Human demonstrations as prompts are a powerful way to program robots to do long-horizon manipulation tasks. However, translating these demonstrations into robot-executable actions presents significant challenges due to execution mismatches in movement styles and physical capabilities. Existing methods either depend on robot-demonstrator paired data, which is infeasible to scale, or rely too heavily on frame-level visual similarities that often break down in practice. To address these challenges, we propose RHyME, a novel framework that automatically aligns robot and demonstrator task executions using optimal transport costs. Given long-horizon robot demonstrations, RHyME synthesizes semantically equivalent demonstrator videos by retrieving and composing short-horizon demonstrator clips. This approach facilitates effective policy training without the need for paired data. We demonstrate that RHyME outperforms a range of baselines across cross-embodiment datasets, showing a 52% increase in task recall over prior cross-embodiment learning methods.
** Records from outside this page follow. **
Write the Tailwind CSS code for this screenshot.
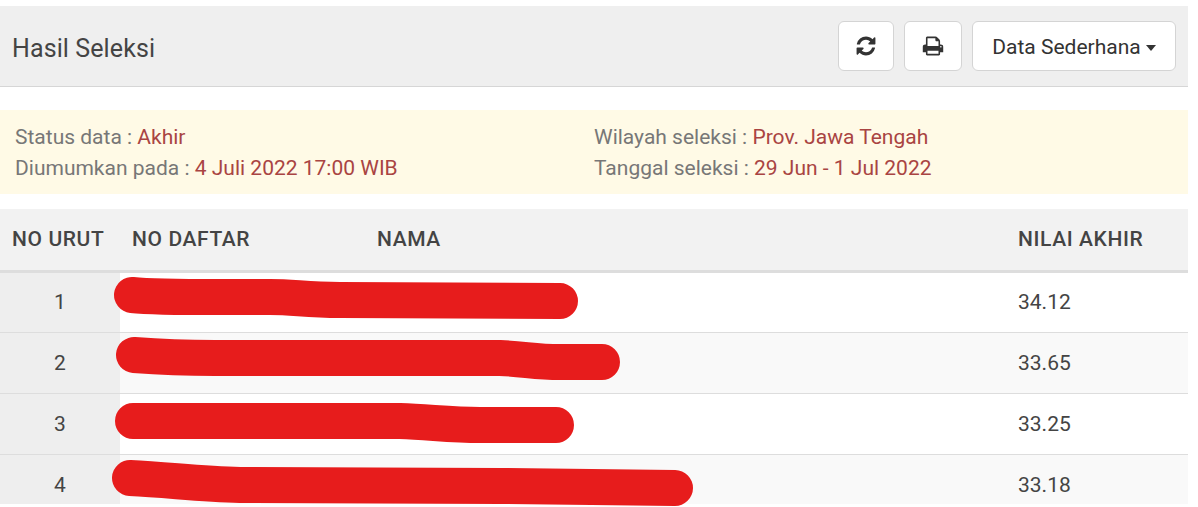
<!DOCTYPE html>
<html lang="en">
<head>
    <meta charset="UTF-8">
    <title>Hasil Seleksi</title>
    <script src="https://cdn.jsdelivr.net/npm/@tailwindcss/browser@4"></script>
</head>
<body class="bg-white text-[#444] font-['Roboto',sans-serif] overflow-hidden">
    <div class="relative w-[1188px] h-[507px] overflow-hidden pt-[6px]">
        <div class="h-[81px] bg-[#efefef] border-b border-[#d6d6d6] flex items-center justify-between pl-3 pr-3">
            <h3 class="text-[25px] leading-none tracking-[0.1px] text-[#444] mt-[5px]">Hasil Seleksi</h3>
            <div class="flex items-center gap-[10px] mb-[1px]">
                <button class="w-[56px] h-[50px] bg-white border border-[#d4d4d4] rounded-md flex items-center justify-center">
                    <svg class="w-[22px] h-[22px]" viewBox="0 0 1792 1792" fill="#333"><path d="M1639 1056q0 5-1 7-64 268-268 434.5t-478 166.5q-146 0-282.5-55t-243.5-157l-129 129q-19 19-45 19t-45-19-19-45v-448q0-26 19-45t45-19h448q26 0 45 19t19 45-19 45l-137 137q71 66 161 102t187 36q134 0 250-65t186-179q11-17 53-117 8-23 30-23h192q13 0 22.5 9.5t9.5 22.5zm25-800v448q0 26-19 45t-45 19h-448q-26 0-45-19t-19-45 19-45l138-138q-148-137-349-137-134 0-250 65t-186 179q-11 17-53 117-8 23-30 23h-199q-13 0-22.5-9.5t-9.5-22.5v-7q65-268 270-434.5t480-166.5q146 0 284 55.5t245 156.5l130-129q19-19 45-19t45 19 19 45z"/></svg>
                </button>
                <button class="w-[58px] h-[50px] bg-white border border-[#d4d4d4] rounded-md flex items-center justify-center">
                    <svg class="w-[22px] h-[22px]" viewBox="0 0 1792 1792" fill="#333"><path d="M448 1536h896v-256h-896v256zm0-640h896v-384h-160q-40 0-68-28t-28-68v-160h-640v640zm1152 64q0-26-19-45t-45-19-45 19-19 45 19 45 45 19 45-19 19-45zm128 0v416q0 13-9.5 22.5t-22.5 9.5h-224v160q0 40-28 68t-68 28h-960q-40 0-68-28t-28-68v-160h-224q-13 0-22.5-9.5t-9.5-22.5v-416q0-79 56.5-135.5t135.5-56.5h64v-544q0-40 28-68t68-28h672q40 0 88 20t76 48l152 152q28 28 48 76t20 88v256h64q79 0 135.5 56.5t56.5 135.5z"/></svg>
                </button>
                <button class="w-[204px] h-[50px] pt-[5px] bg-white border border-[#d4d4d4] rounded-md flex items-center justify-center gap-[5px] text-[21px] text-[#333]">
                    Data Sederhana
                    <span class="w-0 h-0 border-x-[5px] border-x-transparent border-t-[6px] border-t-[#333] -mt-[1px]"></span>
                </button>
            </div>
        </div>

        <div class="mt-[23px] h-[84px] bg-[#fffae6] pl-[15px] py-[12px] grid grid-cols-[579px_1fr] text-[21px] leading-[30px] text-[#777]">
            <div>
                <div>Status data : <span class="text-[#a94442]">Akhir</span></div>
                <div class="pt-[1px]">Diumumkan pada : <span class="text-[#a94442]">4 Juli 2022 17:00 WIB</span></div>
            </div>
            <div>
                <div>Wilayah seleksi : <span class="text-[#a94442]">Prov. Jawa Tengah</span></div>
                <div class="pt-[1px]">Tanggal seleksi : <span class="text-[#a94442]">29 Jun - 1 Jul 2022</span></div>
            </div>
        </div>

        <div class="mt-[15px] h-[295px] overflow-hidden">
            <table class="w-[1188px] table-fixed border-collapse text-[21px]">
                <colgroup>
                    <col class="w-[120px]">
                    <col class="w-[245px]">
                    <col class="w-[641px]">
                    <col class="w-[182px]">
                </colgroup>
                <thead>
                    <tr class="h-[62px] bg-[#f2f2f2] border-b-[3px] border-[#dddddd] text-left font-medium tracking-[0.6px]">
                        <th class="pl-3 font-medium whitespace-nowrap">NO URUT</th>
                        <th class="pl-3 font-medium whitespace-nowrap">NO DAFTAR</th>
                        <th class="pl-3 font-medium">NAMA</th>
                        <th class="pl-3 font-medium whitespace-nowrap">NILAI AKHIR</th>
                    </tr>
                </thead>
                <tbody>
                    <tr class="h-[61px] border-b border-[#dddddd]">
                        <td class="pt-[2px] bg-[#eeeeee] text-center">1</td><td></td><td></td><td class="pl-3 pt-[2px]">34.12</td>
                    </tr>
                    <tr class="h-[61px] border-b border-[#dddddd] bg-[#f9f9f9]">
                        <td class="pt-[2px] bg-[#eeeeee] text-center">2</td><td></td><td></td><td class="pl-3 pt-[2px]">33.65</td>
                    </tr>
                    <tr class="h-[61px] border-b border-[#dddddd]">
                        <td class="pt-[2px] bg-[#eeeeee] text-center">3</td><td></td><td></td><td class="pl-3 pt-[2px]">33.25</td>
                    </tr>
                    <tr class="h-[61px] border-b border-[#dddddd] bg-[#f9f9f9]">
                        <td class="pt-[2px] bg-[#eeeeee] text-center">4</td><td></td><td></td><td class="pl-3 pt-[2px]">33.18</td>
                    </tr>
                </tbody>
            </table>
        </div>

        <!-- red marker strokes over the names -->
        <svg class="absolute left-0 top-0 pointer-events-none" width="1188" height="507" fill="none" stroke="#e71c1c" stroke-width="36" stroke-linecap="round" stroke-linejoin="round">
            <path d="M132 295 C160 298 220 297 270 297 C295 297 305 300 340 300 L560 301"/>
            <path d="M134 355 C160 357 190 358 215 358 L500 358 C525 359 535 362 560 362 L602 362"/>
            <path d="M133 421 L400 421 C430 422 450 425 480 425 L556 425"/>
            <path d="M130 478 C170 480 200 484 240 485 L500 486 L675 488"/>
        </svg>
    </div>
</body>
</html>
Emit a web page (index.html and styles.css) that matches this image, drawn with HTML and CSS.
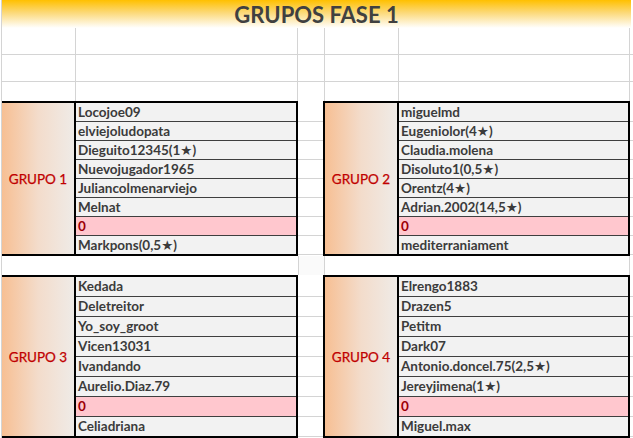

We compare our approach to the baseline of XSkill, which employs a self-supervised clustering algorithm that groups similar visual features to align human and robot video representations. However, this approach can struggle when there are significant differences in how tasks are performed. To overcome this, we redefine the visual imitation problem as a retrieval task during training. We match robot videos to the most similar human video segments from an unpaired play dataset, allowing the model to create synthetic demonstration videos for training.
We present results on three datasets. As the demonstrator's actions visually and physically deviate further from those of the robot, policies trained with our framework RHyME consistently outperform XSkill in a simulation setting.